Then there is Gerald Lund’s extremely popular fictionalized history of the Church, The Work and the Glory, which discusses Joseph Smith and plural marriage. This may very well be the place I first learned about polygamy when I read the series at age 16. As the cover synopsis of volume 6 says:
…whisperings reach the ears of some of the Steeds about curious teachings and practices going on in Nauvoo — specifically it is rumored that God may have restored the ancient practice of plural marriage. How will they respond when they find out that at least some of the rumors are true? The issue becomes a trial of faith that shakes the Steed family to its very roots.
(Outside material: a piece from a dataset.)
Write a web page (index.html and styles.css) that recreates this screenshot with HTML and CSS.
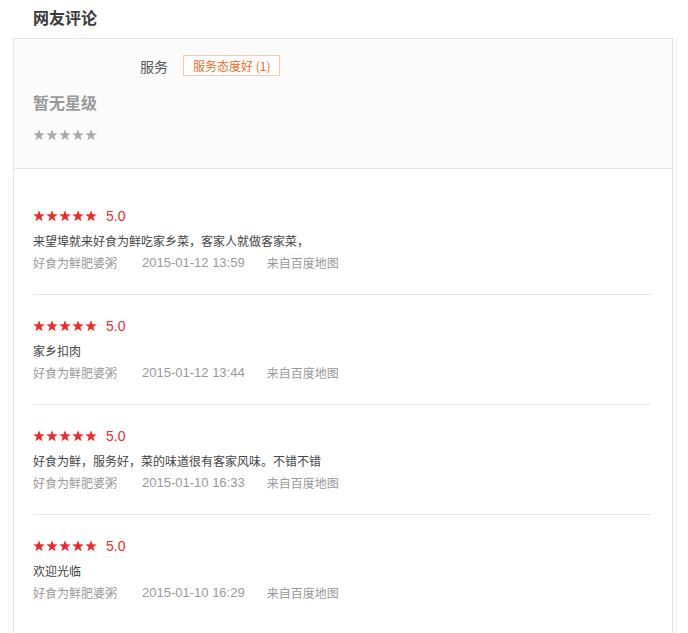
FILE: index.html
```html
<!DOCTYPE html>
<html lang="zh-CN">
<head>
    <meta charset="UTF-8">
    <meta name="viewport" content="width=device-width, initial-scale=1.0">
    <title>网友评论</title>
    <link rel="stylesheet" href="styles.css">
</head>
<body>
    <svg width="0" height="0" class="defs">
        <symbol id="star" viewBox="0 0 12 12">
            <polygon points="6,0.3 7.45,4.3 11.7,4.4 8.35,7 9.55,11.2 6,8.75 2.45,11.2 3.65,7 0.3,4.4 4.55,4.3"/>
        </symbol>
    </svg>

    <h2 class="title">网友评论</h2>

    <div class="box">
        <div class="summary">
            <div class="tags">
                <span class="tag-label">服务</span>
                <span class="tag">服务态度好 (1)</span>
            </div>
            <div class="no-rank">暂无星级</div>
            <div class="stars gray">
                <svg><use href="#star"/></svg><svg><use href="#star"/></svg><svg><use href="#star"/></svg><svg><use href="#star"/></svg><svg><use href="#star"/></svg>
            </div>
        </div>

        <ul class="reviews">
            <li class="review">
                <div class="score">
                    <span class="stars red"><svg><use href="#star"/></svg><svg><use href="#star"/></svg><svg><use href="#star"/></svg><svg><use href="#star"/></svg><svg><use href="#star"/></svg></span>
                    <span class="num">5.0</span>
                </div>
                <p class="text">来望埠就来好食为鲜吃家乡菜，客家人就做客家菜，</p>
                <div class="meta"><span class="user">好食为鲜肥婆粥</span><span class="date">2015-01-12 13:59</span><span class="from">来自百度地图</span></div>
            </li>
            <li class="review">
                <div class="score">
                    <span class="stars red"><svg><use href="#star"/></svg><svg><use href="#star"/></svg><svg><use href="#star"/></svg><svg><use href="#star"/></svg><svg><use href="#star"/></svg></span>
                    <span class="num">5.0</span>
                </div>
                <p class="text">家乡扣肉</p>
                <div class="meta"><span class="user">好食为鲜肥婆粥</span><span class="date">2015-01-12 13:44</span><span class="from">来自百度地图</span></div>
            </li>
            <li class="review">
                <div class="score">
                    <span class="stars red"><svg><use href="#star"/></svg><svg><use href="#star"/></svg><svg><use href="#star"/></svg><svg><use href="#star"/></svg><svg><use href="#star"/></svg></span>
                    <span class="num">5.0</span>
                </div>
                <p class="text">好食为鲜，服务好，菜的味道很有客家风味。不错不错</p>
                <div class="meta"><span class="user">好食为鲜肥婆粥</span><span class="date">2015-01-10 16:33</span><span class="from">来自百度地图</span></div>
            </li>
            <li class="review">
                <div class="score">
                    <span class="stars red"><svg><use href="#star"/></svg><svg><use href="#star"/></svg><svg><use href="#star"/></svg><svg><use href="#star"/></svg><svg><use href="#star"/></svg></span>
                    <span class="num">5.0</span>
                </div>
                <p class="text">欢迎光临</p>
                <div class="meta"><span class="user">好食为鲜肥婆粥</span><span class="date">2015-01-10 16:29</span><span class="from">来自百度地图</span></div>
            </li>
        </ul>
    </div>
</body>
</html>
```

FILE: styles.css
```css
/* base */
body {
    margin: 0;
    background: #fff;
    font-family: "Noto Sans CJK SC", "Liberation Sans", sans-serif;
    color: #333;
    font-size: 12px;
}

.defs {
    position: absolute;
    width: 0;
    height: 0;
}

.title {
    margin: 0;
    padding-left: 33px;
    height: 38px;
    line-height: 35px;
    font-size: 16px;
    font-weight: bold;
    color: #3a3a3a;
}

.box {
    margin-left: 13px;
    width: 660px;
    box-sizing: border-box;
    border: 1px solid #e4e4e4;
    border-bottom: none;
    box-shadow: 3px 0 0 #fff, 4px 0 0 #f0f0f0;
    min-height: 600px;
}

/* summary block */
.summary {
    background: #fbfbfb;
    border-bottom: 1px solid #e4e4e4;
    height: 130px;
    box-sizing: border-box;
    padding: 16px 0 0 19px;
}

.tags {
    display: flex;
    align-items: center;
    padding-left: 107px;
    height: 21px;
}

.tag-label {
    font-size: 14px;
    color: #555;
}

.tag {
    margin-left: 15px;
    height: 21px;
    box-sizing: border-box;
    padding: 0 9px;
    line-height: 19px;
    border: 1px solid #f6c9a9;
    background: #fff;
    color: #f06a1f;
    font-size: 12px;
}

.no-rank {
    margin-top: 16px;
    line-height: 20px;
    font-size: 16px;
    font-weight: bold;
    color: #999;
}

.stars {
    display: flex;
    gap: 1px;
    height: 12px;
}

.stars svg {
    width: 12px;
    height: 12px;
}

.stars.gray {
    margin-top: 17px;
    fill: #aaa;
}

.stars.red {
    fill: #ee2a2a;
}

/* reviews */
.reviews {
    list-style: none;
    margin: 0;
    padding: 16px 21px 0 19px;
}

.review {
    padding: 21px 0 21px;
    border-bottom: 1px solid #e6e6e6;
}

.review:last-child {
    border-bottom: none;
}

.score {
    display: flex;
    align-items: center;
    height: 20px;
}

.num {
    margin-left: 9px;
    font-size: 14px;
    color: #ee2a2a;
    font-family: "Liberation Sans", sans-serif;
}

.text {
    margin: 5px 0 0;
    line-height: 20px;
    color: #444;
}

.meta {
    margin-top: 2px;
    line-height: 20px;
    color: #999;
    display: flex;
}

.meta .date {
    margin-left: 25px;
    font-family: "Liberation Sans", sans-serif;
    font-size: 13px;
}

.meta .from {
    margin-left: 22px;
}
```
The quasi-official Encyclopedia of Mormonism published in the early 1990s has a full entry on plural marriage in addition to other references in various biographical entries. The plural marriage entry says, among other things,
Joseph Smith told Brigham Young that he was determined to press ahead though it would cost him his life, for ‘it is the work of God, and He has revealed this principle, and it is not my business to control or dictate it’ (Brigham Young Discourse, Oct. 8, 1866, Church Archives).4
So much for books.
As pertaining to official LDS publications that state Joseph Smith practiced plural marriage, I have compiled a brief list of several sources. The LDS Church hasn’t excluded information about plural marriage from all its manuals, but you have to dig. The earliest published mention of plural marriage in the Church was likely Jacob 2:27-30 in the Book of Mormon. This clearly did not “rule out” plural marriage; rather, it taught that it could happen only and if God commanded. The current Book of Mormon Sunday School manual discusses polygamy in the “Additional Teaching Ideas” section for the lesson on Jacob 1-4:
Jacob condemns the unauthorized practice of plural marriage…The Prophet Joseph Smith taught, “I have constantly said no man shall have but one wife at a time, unless the Lord directs otherwise” (Teachings of the Prophet Joseph Smith, sel. Joseph Fielding Smith , 324). Explain that the Lord gave such direction (see D&C 132), but He later withdrew His sanction of plural marriage when conditions changed (see Official Declaration 1). Emphasize that the law of the Lord regarding marriage today is the same as it was in Jacob’s day.5
At least since 1852 the Church has publicly stated and printed that Joseph Smith instituted and practiced plural marriage. The 1835 Doctrine and Covenants had an “Article on Marriage” that denied the Church practiced polygamy. It was taken out in the 1876 edition and replaced by Section 132. This section states that other wives had been “given” to Joseph Smith:
And let mine handmaid, Emma Smith, receive all those that have been given unto my servant Joseph, and who are virtuous and pure before me; and those who are not pure, and have said they were pure, shall be destroyed, saith the Lord God (see D&C 132:52).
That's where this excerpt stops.